GDP has grown at around seven percent a year in the last few years, and exports have been consistently larger than imports (by $380bn in 2014, for instance, and $600bn in 2015). Manufacturing has been the core of the expansion, though now the service sector outranks industry and construction. Electronics, machinery and clothing are the largest export sectors, with many global companies having their smartphones and laptops manufactured in China, often in sweatshops and factories with appalling working conditions, leading to much resistance by workers. In the first three months of this year, GDP growth continued at an annual rate of just under seven percent, but there are signs of a slowdown since then. China’s foreign exchange reserves, though still enormous, have been falling steadily. There have been claims by some economists that China is on the verge of a crash comparable to the subprime crisis in the US in 2008, but such predictions are hardly reliable. In May China’s credit rating was cut by one agency.

One result of these changes has been a massive movement of people from the countryside to cities, not as a part of government policy but as a consequence of people seeing urban life as a way to escape from rural poverty and isolation. It is claimed that over the last 35 years, 500 million people have moved from the countryside to cities, including ten million moving to Shanghai alone. This inevitably puts enormous pressure on services such as housing and education, with many children of these migrants not being able to attend school. One response of China’s rulers has been to create urban mega-regions, which cover massive areas and have populations of perhaps 100 million. One example is Jing-Jin-Ji, to include much of the cities of Beijing and Tianjin and the province of Hebei.  These mega-regions need a great deal of investment in housing, transport and other kinds of infrastructure, and there are concerns that they will lead to ‘endless cities’, as already found in countries such as Brazil and Japan.

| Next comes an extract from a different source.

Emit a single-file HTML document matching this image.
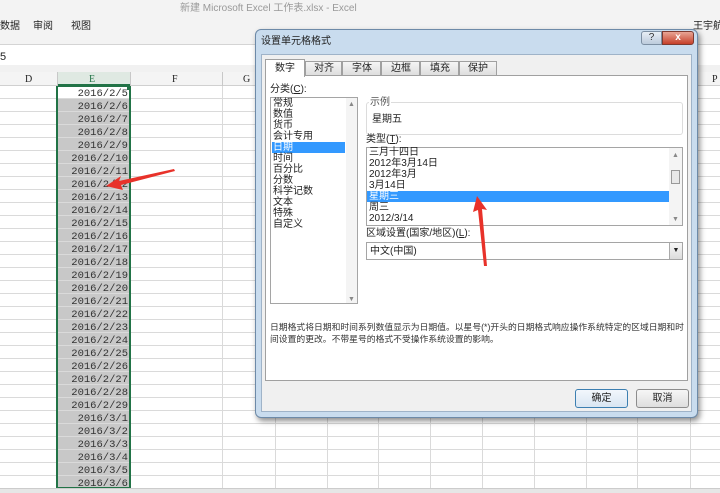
<!DOCTYPE html>
<html><head><meta charset="utf-8"><style>
*{margin:0;padding:0;box-sizing:border-box}
body{width:720px;height:493px;overflow:hidden;background:#fff;font-family:"Liberation Sans","Noto Sans CJK SC",sans-serif;font-size:10px;color:#222;position:relative}
.a{position:absolute}
.t{position:absolute;white-space:nowrap;line-height:11px}
</style></head><body>
<div class="a" style="left:0;top:0;width:720px;height:44px;background:#f3f3f3"></div>
<div class="t" style="left:180px;top:3px;color:#999;font-size:10px">新建 Microsoft Excel 工作表.xlsx - Excel</div>
<div class="t" style="left:0;top:21px">数据</div>
<div class="t" style="left:33px;top:21px">审阅</div>
<div class="t" style="left:71px;top:21px">视图</div>
<div class="t" style="left:693px;top:21px">王宇航</div>
<div class="a" style="left:0;top:44px;width:720px;height:1px;background:#d4d4d4"></div>
<div class="a" style="left:0;top:45px;width:720px;height:20px;background:#fff"></div>
<div class="t" style="left:0;top:52px;font-size:11px">5</div>
<div class="a" style="left:0;top:65px;width:720px;height:7px;background:#f1f1f1"></div>
<div class="a" style="left:0;top:72px;width:720px;height:14px;background:#f4f4f4;border-bottom:1px solid #d0d0d0"></div>
<div class="a" style="left:57px;top:72px;width:73px;height:14px;background:#dfe9e2;border-bottom:2px solid #217346"></div>
<div class="t" style="left:25px;top:74px;font-family:'Liberation Serif',serif">D</div>
<div class="t" style="left:89px;top:74px;color:#217346;font-family:'Liberation Serif',serif">E</div>
<div class="t" style="left:172px;top:74px;font-family:'Liberation Serif',serif">F</div>
<div class="t" style="left:243px;top:74px;font-family:'Liberation Serif',serif">G</div>
<div class="t" style="left:712px;top:74px;font-family:'Liberation Serif',serif">P</div>
<div class="a" style="left:57px;top:72px;width:1px;height:14px;background:#c8c8c8"></div>
<div class="a" style="left:130px;top:72px;width:1px;height:14px;background:#c8c8c8"></div>
<div class="a" style="left:222px;top:72px;width:1px;height:14px;background:#c8c8c8"></div>
<svg class="a" style="left:0;top:86px" width="720" height="402">
<g stroke="#dadada" stroke-width="1">
<line x1="57.5" y1="0" x2="57.5" y2="402"/><line x1="130.5" y1="0" x2="130.5" y2="402"/><line x1="222.5" y1="0" x2="222.5" y2="402"/>
<line x1="275.5" y1="0" x2="275.5" y2="402"/><line x1="327.5" y1="0" x2="327.5" y2="402"/><line x1="378.5" y1="0" x2="378.5" y2="402"/><line x1="430.5" y1="0" x2="430.5" y2="402"/><line x1="482.5" y1="0" x2="482.5" y2="402"/><line x1="534.5" y1="0" x2="534.5" y2="402"/><line x1="586.5" y1="0" x2="586.5" y2="402"/><line x1="637.5" y1="0" x2="637.5" y2="402"/><line x1="690.5" y1="0" x2="690.5" y2="402"/>
</g>
<rect x="57" y="13" width="73" height="389" fill="#c8c8c8"/>
<g stroke="#dadada">
<line x1="0" y1="12.5" x2="720" y2="12.5"/><line x1="0" y1="25.5" x2="720" y2="25.5"/><line x1="0" y1="38.5" x2="720" y2="38.5"/><line x1="0" y1="51.5" x2="720" y2="51.5"/><line x1="0" y1="64.5" x2="720" y2="64.5"/><line x1="0" y1="77.5" x2="720" y2="77.5"/><line x1="0" y1="90.5" x2="720" y2="90.5"/><line x1="0" y1="103.5" x2="720" y2="103.5"/><line x1="0" y1="116.5" x2="720" y2="116.5"/><line x1="0" y1="129.5" x2="720" y2="129.5"/><line x1="0" y1="142.5" x2="720" y2="142.5"/><line x1="0" y1="155.5" x2="720" y2="155.5"/><line x1="0" y1="168.5" x2="720" y2="168.5"/><line x1="0" y1="181.5" x2="720" y2="181.5"/><line x1="0" y1="194.5" x2="720" y2="194.5"/><line x1="0" y1="207.5" x2="720" y2="207.5"/><line x1="0" y1="220.5" x2="720" y2="220.5"/><line x1="0" y1="233.5" x2="720" y2="233.5"/><line x1="0" y1="246.5" x2="720" y2="246.5"/><line x1="0" y1="259.5" x2="720" y2="259.5"/><line x1="0" y1="272.5" x2="720" y2="272.5"/><line x1="0" y1="285.5" x2="720" y2="285.5"/><line x1="0" y1="298.5" x2="720" y2="298.5"/><line x1="0" y1="311.5" x2="720" y2="311.5"/><line x1="0" y1="324.5" x2="720" y2="324.5"/><line x1="0" y1="337.5" x2="720" y2="337.5"/><line x1="0" y1="350.5" x2="720" y2="350.5"/><line x1="0" y1="363.5" x2="720" y2="363.5"/><line x1="0" y1="376.5" x2="720" y2="376.5"/><line x1="0" y1="389.5" x2="720" y2="389.5"/>
</g>
<rect x="57" y="0" width="73" height="402" fill="none" stroke="#217346" stroke-width="2"/>
<rect x="127" y="0" width="4" height="4" fill="#217346"/>
<g font-family="Liberation Mono, monospace" font-size="10.5" fill="#333" text-anchor="end">
<text x="128" y="10">2016/2/5</text><text x="128" y="23">2016/2/6</text><text x="128" y="36">2016/2/7</text><text x="128" y="49">2016/2/8</text><text x="128" y="62">2016/2/9</text><text x="128" y="75">2016/2/10</text><text x="128" y="88">2016/2/11</text><text x="128" y="101">2016/2/12</text><text x="128" y="114">2016/2/13</text><text x="128" y="127">2016/2/14</text><text x="128" y="140">2016/2/15</text><text x="128" y="153">2016/2/16</text><text x="128" y="166">2016/2/17</text><text x="128" y="179">2016/2/18</text><text x="128" y="192">2016/2/19</text><text x="128" y="205">2016/2/20</text><text x="128" y="218">2016/2/21</text><text x="128" y="231">2016/2/22</text><text x="128" y="244">2016/2/23</text><text x="128" y="257">2016/2/24</text><text x="128" y="270">2016/2/25</text><text x="128" y="283">2016/2/26</text><text x="128" y="296">2016/2/27</text><text x="128" y="309">2016/2/28</text><text x="128" y="322">2016/2/29</text><text x="128" y="335">2016/3/1</text><text x="128" y="348">2016/3/2</text><text x="128" y="361">2016/3/3</text><text x="128" y="374">2016/3/4</text><text x="128" y="387">2016/3/5</text><text x="128" y="400">2016/3/6</text>
</g>
</svg>
<div class="a" style="left:0;top:488px;width:720px;height:5px;background:#e6e6e6;border-top:1px solid #ccc"></div>
<div class="a" style="left:255px;top:29px;width:443px;height:389px;background:#c9dcee;border:1px solid #6d8aa8;border-radius:6px;box-shadow:2px 3px 6px rgba(0,0,0,.45)"></div>
<div class="t" style="left:261px;top:36px">设置单元格格式</div>
<div class="a" style="left:641px;top:31px;width:21px;height:14px;background:linear-gradient(#e8eef5,#bccbdc);border:1px solid #7d8fa3;border-radius:3px 0 0 3px;color:#333;text-align:center;line-height:12px;font-size:10px">?</div>
<div class="a" style="left:662px;top:31px;width:32px;height:14px;background:linear-gradient(#e8a595,#c6402a);border:1px solid #7d3a30;border-radius:0 3px 3px 0;color:#fff;text-align:center;line-height:12px;font-size:10px;font-weight:bold">x</div>
<div class="a" style="left:261px;top:54px;width:431px;height:358px;background:#f0f0f0;border:1px solid #9fb3c8"></div>
<div class="a" style="left:265px;top:75px;width:423px;height:306px;background:#fff;border:1px solid #a0a0a0"></div>
<div class="a" style="left:305px;top:61px;width:37px;height:15px;background:linear-gradient(#f5f5f5,#dedede);border:1px solid #a0a0a0"></div>
<div class="a" style="left:342px;top:61px;width:39px;height:15px;background:linear-gradient(#f5f5f5,#dedede);border:1px solid #a0a0a0"></div>
<div class="a" style="left:381px;top:61px;width:39px;height:15px;background:linear-gradient(#f5f5f5,#dedede);border:1px solid #a0a0a0"></div>
<div class="a" style="left:420px;top:61px;width:39px;height:15px;background:linear-gradient(#f5f5f5,#dedede);border:1px solid #a0a0a0"></div>
<div class="a" style="left:459px;top:61px;width:38px;height:15px;background:linear-gradient(#f5f5f5,#dedede);border:1px solid #a0a0a0"></div>
<div class="a" style="left:265px;top:59px;width:40px;height:18px;background:#fff;border:1px solid #a0a0a0;border-bottom:none"></div>
<div class="t" style="left:275px;top:63px">数字</div>
<div class="t" style="left:314px;top:63px">对齐</div>
<div class="t" style="left:352px;top:63px">字体</div>
<div class="t" style="left:391px;top:63px">边框</div>
<div class="t" style="left:430px;top:63px">填充</div>
<div class="t" style="left:468px;top:63px">保护</div>
<div class="t" style="left:270px;top:84px">分类(<u>C</u>):</div>
<div class="a" style="left:270px;top:97px;width:88px;height:207px;border:1px solid #a5a5a5;background:#fff"></div>
<div class="a" style="left:346px;top:98px;width:11px;height:205px;background:#f4f4f4"></div>
<div class="t" style="left:348px;top:99px;font-size:7px;color:#888">▲</div>
<div class="t" style="left:348px;top:294px;font-size:7px;color:#888">▼</div>
<div class="a" style="left:272px;top:142px;width:73px;height:11px;background:#3399ff"></div>
<div class="t" style="left:273px;top:98px">常规</div>
<div class="t" style="left:273px;top:109px">数值</div>
<div class="t" style="left:273px;top:120px">货币</div>
<div class="t" style="left:273px;top:131px">会计专用</div>
<div class="t" style="left:273px;top:142px;color:#fff">日期</div>
<div class="t" style="left:273px;top:153px">时间</div>
<div class="t" style="left:273px;top:164px">百分比</div>
<div class="t" style="left:273px;top:175px">分数</div>
<div class="t" style="left:273px;top:186px">科学记数</div>
<div class="t" style="left:273px;top:197px">文本</div>
<div class="t" style="left:273px;top:208px">特殊</div>
<div class="t" style="left:273px;top:219px">自定义</div>
<div class="a" style="left:366px;top:102px;width:317px;height:33px;border:1px solid #dcdcdc;border-radius:3px"></div>
<div class="t" style="left:369px;top:97px;background:#fff;color:#555;padding:0 1px">示例</div>
<div class="t" style="left:372px;top:114px">星期五</div>
<div class="t" style="left:366px;top:134px">类型(<u>T</u>):</div>
<div class="a" style="left:366px;top:147px;width:317px;height:79px;border:1px solid #a5a5a5;background:#fff"></div>
<div class="a" style="left:669px;top:148px;width:13px;height:77px;background:#f4f4f4"></div>
<div class="a" style="left:671px;top:170px;width:9px;height:14px;background:#e8e8e8;border:1px solid #999"></div>
<div class="t" style="left:672px;top:150px;font-size:7px;color:#888">▲</div>
<div class="t" style="left:672px;top:214px;font-size:7px;color:#888">▼</div>
<div class="a" style="left:367px;top:191px;width:302px;height:11px;background:#3399ff"></div>
<div class="t" style="left:369px;top:147px">三月十四日</div>
<div class="t" style="left:369px;top:158px">2012年3月14日</div>
<div class="t" style="left:369px;top:169px">2012年3月</div>
<div class="t" style="left:369px;top:180px">3月14日</div>
<div class="t" style="left:369px;top:191px;color:#fff">星期三</div>
<div class="t" style="left:369px;top:202px">周三</div>
<div class="t" style="left:369px;top:213px">2012/3/14</div>
<div class="t" style="left:366px;top:228px">区域设置(国家/地区)(<u>L</u>):</div>
<div class="a" style="left:366px;top:242px;width:317px;height:18px;border:1px solid #a5a5a5;background:#fff"></div>
<div class="a" style="left:669px;top:243px;width:13px;height:16px;background:linear-gradient(#f7f7f7,#dcdcdc);border-left:1px solid #aaa;font-size:7px;text-align:center;line-height:16px">▼</div>
<div class="t" style="left:370px;top:246px">中文(中国)</div>
<div class="t" style="left:270px;top:321px;font-size:8.8px;line-height:12px;color:#333">日期格式将日期和时间系列数值显示为日期值。以星号(*)开头的日期格式响应操作系统特定的区域日期和时<br>间设置的更改。不带星号的格式不受操作系统设置的影响。</div>
<div class="a" style="left:575px;top:389px;width:53px;height:19px;background:linear-gradient(#f2f7fc,#d9e6f2);border:1px solid #3c7fb1;border-radius:3px;text-align:center;line-height:17px">确定</div>
<div class="a" style="left:636px;top:389px;width:53px;height:19px;background:linear-gradient(#f6f6f6,#dedede);border:1px solid #8c8c8c;border-radius:3px;text-align:center;line-height:17px">取消</div>
<svg class="a" style="left:0;top:0" width="720" height="493">
<polygon points="174,169 119,181 121,176 106,186 123,190 121,185 175,171" fill="#e8322a"/>
<polygon points="487,266 482,209 487,210 477,196 473,212 478,210 484,266" fill="#e8322a"/>
</svg>
</body></html>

It is generally accepted that there have been big decreases in poverty over this period. On World Bank figures, in 1990 650 million people in China were living on less than $1.90 a day, but by 2013 this figure was down to around 26 million. But it is by no means clear how reliable such figures are, and even most of those living above this poverty line are pretty badly off. Moreover, inequality is not just a matter of rural–urban contrasts, as a 2014 survey suggested that one percent of the population possessed one-third of the wealth. There are more dollar billionaires in China than in the US, though even the richest (Wang Jianlin, with $32bn) is not among the world’s twenty wealthiest people.

And there are big plans in China for further economic expansion, with claims to sovereignty over raw materials in exclusive economic zones in the South China Sea, and the proposed Belt and Road Initiative (see the Socialist Standard, June 2015). Even though the economic problems mentioned earlier cast doubt on whether Chinese banks can finance all this by themselves, a big summit was held in Beijing in May to push the proposal. British capitalists have their eyes on China for increased trade, especially post-Brexit, and Philip Hammond said in a speech there that ‘Britain, lying at the western end of the Belt and Road, is a natural partner in this endeavour’. If – a big ‘if’ – Britain signed a free-trade deal with China, it might help to mitigate any adverse effects on trade and profits of leaving the EU. Representatives of the EU have, however, been less keen on the Belt and Road, supposedly because of the lack of commitment to environmental sustainability, but perhaps more because of concern about economic competition. Vladimir Putin spoke at the same summit, referring to a Greater Eurasia and declaring that this would be ‘a truly civilisation-wide project looking toward the future’. More rhetoric than anything else, of course, but the ‘New Silk Road’ may well be viewed as a framework for a forthcoming challenge to US global hegemony, with Putin not wanting Russia to lose out to China.

China’s rise has frightened the American ruling class in various ways. Under Obama it was decided that the majority of US naval forces would be transferred to the Pacific, and there are now over four hundred military bases, stretching from Australia, the Marshall Islands and the Philippines to South Korea and Japan, stocked with missiles, warships and nuclear weapons. No doubt these have many possible uses as a way of maintaining US dominance, but one potential employment is for what John Pilger (New Internationalist, December 2016) has described as ‘the coming war on China’. While campaigning to be president, Donald Trump described China as an enemy of the US, but the language became friendlier after he took office.

In May a trade agreement was signed under which China will allow imports of US beef, while the US will allow the import of cooked poultry from China. Hardly a major change, but possibly an indication of future developments. If China overtakes the US economically in the next decade or two, as some have claimed is likely, then US hegemony will have lasted a little over a century.